What exactly is a “module,” and what makes teaching with it different from traditional teaching?

“Modules” are computer-based instructional units organized around a question about a particular phenomenon that (a) students are expected to have some prior understanding of, and (b) can provide a context for introducing and understanding scientific concepts. For example, one module developed through the ChemLinks Coalition and the Modular Chemistry Consortium (MC2) is based upon a device nearly indispensable to college students—the compact disc player—and asks whether, by getting blue light from a solid, one could design a better CD player. As the module description explains,

This module challenges students to think about a materials design question, how to get light out of a solid, during two to three weeks of their chemistry course.

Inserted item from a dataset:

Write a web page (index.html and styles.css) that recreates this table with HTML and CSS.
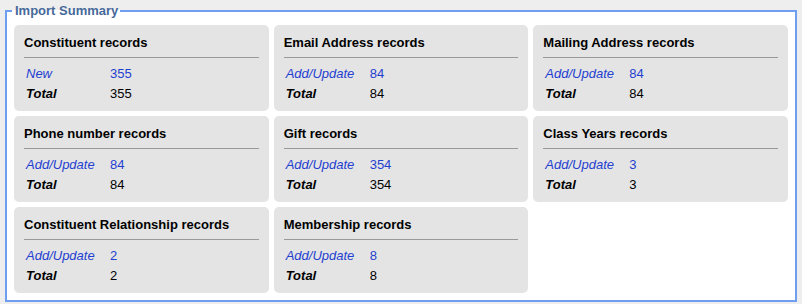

Light-emitting solids are essential for many high-technology materials and products, including compact disc (CD) players. Students make use of the periodic table to propose color-specific emitting solids based on knowledge of periodic properties, bonding, electronic transitions, solid structures and the properties of light. (from )

Thus, the “blue light” module, as it’s known, provides a different way of teaching periodicity and bonding as well as forms of scientific reasoning: recognizing trends, making logical inferences and deductions, and interpreting graphs.

Similarly, a module that uses automobile air bags to study gas laws asks, “Can fast, gas-forming reactions save lives?” The following description of the “air bag” module explains the areas of chemistry and practical skills students will be expected to learn:

The development of airbag systems for automobiles will be used as a case study for introducing a variety of chemicals and chemical formulas, how to determine mass/mole relationships, and how to carry out gas law computations. Other concepts such as heats of reaction and kinetics will be introduced, but only to the extent necessary to understand their importance in airbag design. Problem solving, assessment of relative risks, and trade-offs in the design of airbag systems will be explored. (from )

However, using modules is more than just providing good, concrete examples (like CD players and air bags) to explain chemical concepts. Rather, modular instruction involves significant changes in both curriculum (the content and organization of the course) and pedagogy (the course’s teaching- and learning-related activities).

How modules can change the traditional chemistry curriculum

Traditionally, the introductory chemistry curriculum has consisted of breaking chemistry content knowledge into relatively discrete topics, such as stoichiometry[2], periodicity[3], gas laws, kinetics, and so forth. The curriculum consists of leading students from topic to topic, chapter to chapter[4]. However, because modules teach chemistry through understanding and solving real-world problems, such as global warming or ensuring a safe water supply, a module-based curriculum is not a march through the standard chemistry topics. Instead, an introductory course may include 3-5 modules, each of which “typically spans 3-4 weeks of class time and utilizes a single real-world topic as a vehicle for teaching a coherent set of chemistry concepts” (Gutwill-Wise, 2001). So, rather than learning stoichiometry and mole equations when they come to those chapters in the conventional curriculum, students learn about those important concepts and skills through Session 6 of the global warming module, titled “What Are Your Personal Contributions to Greenhouse Gas Emissions? Moles and Stoichiometry.” The goals for this section are described here:

You will use laboratory investigations and stoichiometric calculations to determine whether you personally are a significant source of greenhouse gases. You will examine your daily activities to estimate which have the greatest impacts on greenhouse gas levels. For instance, are you responsible for more carbon dioxide emissions if you drive to Boston or fly? Balancing equations, mole calculations, stoichiometry, unit conversions, experimental design, and order of magnitude are skills that will be developed during this session. (Anthony, Brauch, & Longley, 1998).

Thus, not only do students learn the skills and concepts associated with calculating mole equations, but students also learn or use other important skills such as scientific reasoning, problem solving and troubleshooting experiments, marshaling evidence to support a claim, and effective communication (oral, written) of methods and findings. Modules lend themselves to fostering the kinds of knowledge, skills, and attitudes that are expected of scientific literacy that is characteristic of the kind of liberal arts education UST wishes to offer its students.